As we’ve seen in the ongoing debate over biometric identification of travelers at Sea-Tac Airport, and as we’ve seen before elsewhere, airlines and government agencies want to pretend that each of their initiatives to identify and track travelers is a discrete, limited project, not part of any common agenda for government and commercial surveillance.
Don’t believe a word of this soothing blather. These measures are part of a conscious, deliberate, and (in their internal communications) explicit plan to deploy pervasive, integrated common-use infrastructure and data sharing for government and commercial identification and tracking purposes throughout airports and each step of an air traveler’s journey. The airline/airport/government consensus is on surveillance by design, not privacy by design.
Here’s our latest glimpse at the real thinking behind the curtain of propaganda: The leading provider of communications and IT infrastructure and services for air transportation has a guest commentary of end-of-the-year predictions for “airports of the future” on an industry news site:
Airports of the future: SITA’s 10 predictions for the next decade
by Benoit Verbaere, business development director, SITA
Passenger Terminal Today, December 12, 2019
Air transport IT provider SITA has unveiled 10 bold predictions about the technology shaping how passengers will move through the airport of the future. Benoit Verbaere, business development director, SITA, predicts major change in almost every aspect of the airport experience….
Security will be integrated into a frictionless journey.
Over the next decade, going through security will mean walking along a corridor…. Passengers and their bags will be recognized automatically as they go through automated checkpoints. Hard checkpoints will be replaced by sensor corridors….
In future airports, risk will be constantly assessed by specialist artificial intelligence (AI), using the passenger’s digital identity…. [G]overnments… will use automated collaborative systems to approve – or, in some cases, not approve – the various steps of the journey….
Everything will have tags: people, bags and cargo. And they will be tracked throughout their entire journey, whatever mode of transport they are using…
The airport will be highly connected.
Our new era of connected airports will be driven by increasingly cheap sensors, less dedicated hardware and new data lakes, fed by every device….
Across every single journey, there are 10 or more different entities that are responsible for making the trip a reality. The only way to collect all the data to make this journey seamless is through close collaboration between everyone working at an airport: the airport itself, airlines, government agencies, ground handlers, restaurants, and shops. We also need collaboration across the entire ecosystem of connected airports….
The fast and frictionless journey to, and through, the airport will make some current revenue streams, for example, parking, weaker or obsolete. Airports will, therefore, need to find new ways to augment the travel experience to replace them. Personalization will be the key….

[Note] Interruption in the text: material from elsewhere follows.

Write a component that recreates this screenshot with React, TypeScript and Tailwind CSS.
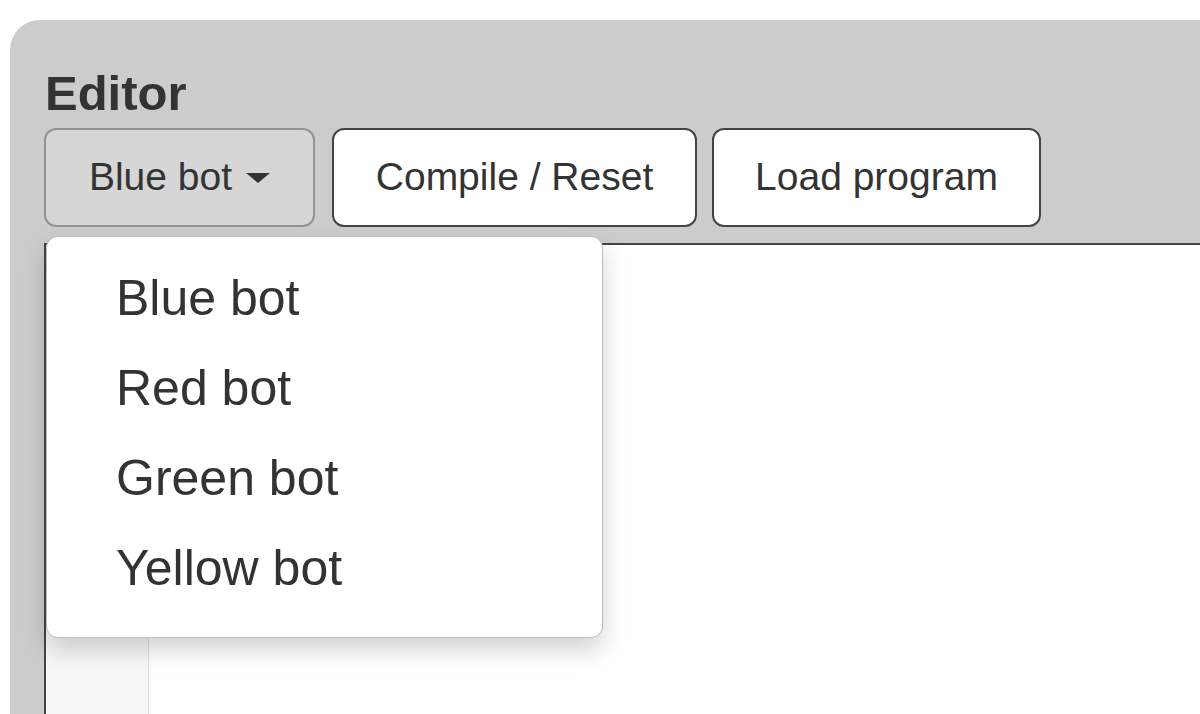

The future of airports lies in connected, highly-intelligent and efficient operations that offer passengers … frictionless travel and rich, personalized experiences. Today’s … operational silos will dissolve, resulting in data sharing.
Is this point of view an outlier? No, just the opposite: SITA is jointly owned by airlines, and its agenda expresses its owners’ common agenda and the industry consensus.
SITA is a unique airline joint venture created by its airline owners to provide shared, common-use communications and IT infrastructure and services. SITA messaging has been for decades, and remains, the industry standard for reservations and operational communications between airlines, airport operators, contractors, and — increasingly — government agencies. Today most SITA messages are sent and received by ‘bots, via APIs, or through e-mail gateways, but airline and airport operations staff still have SITA addresses on their business cards along with, or instead of, e-mail addresses.
None of these predictions are new or considered controversial by airlines, airport operators, government agencies, and service providers including SITA and its competitors. Nor is this vision seen as dystopian — those who hold these views see the ability of governments and commercial entities to track each passenger in real time, and to seamlessly share data about travelers identities and movements between airlines, airports, and government agencies, as their utopia.
If we do not resist its implementation, this vision will be the future of travel.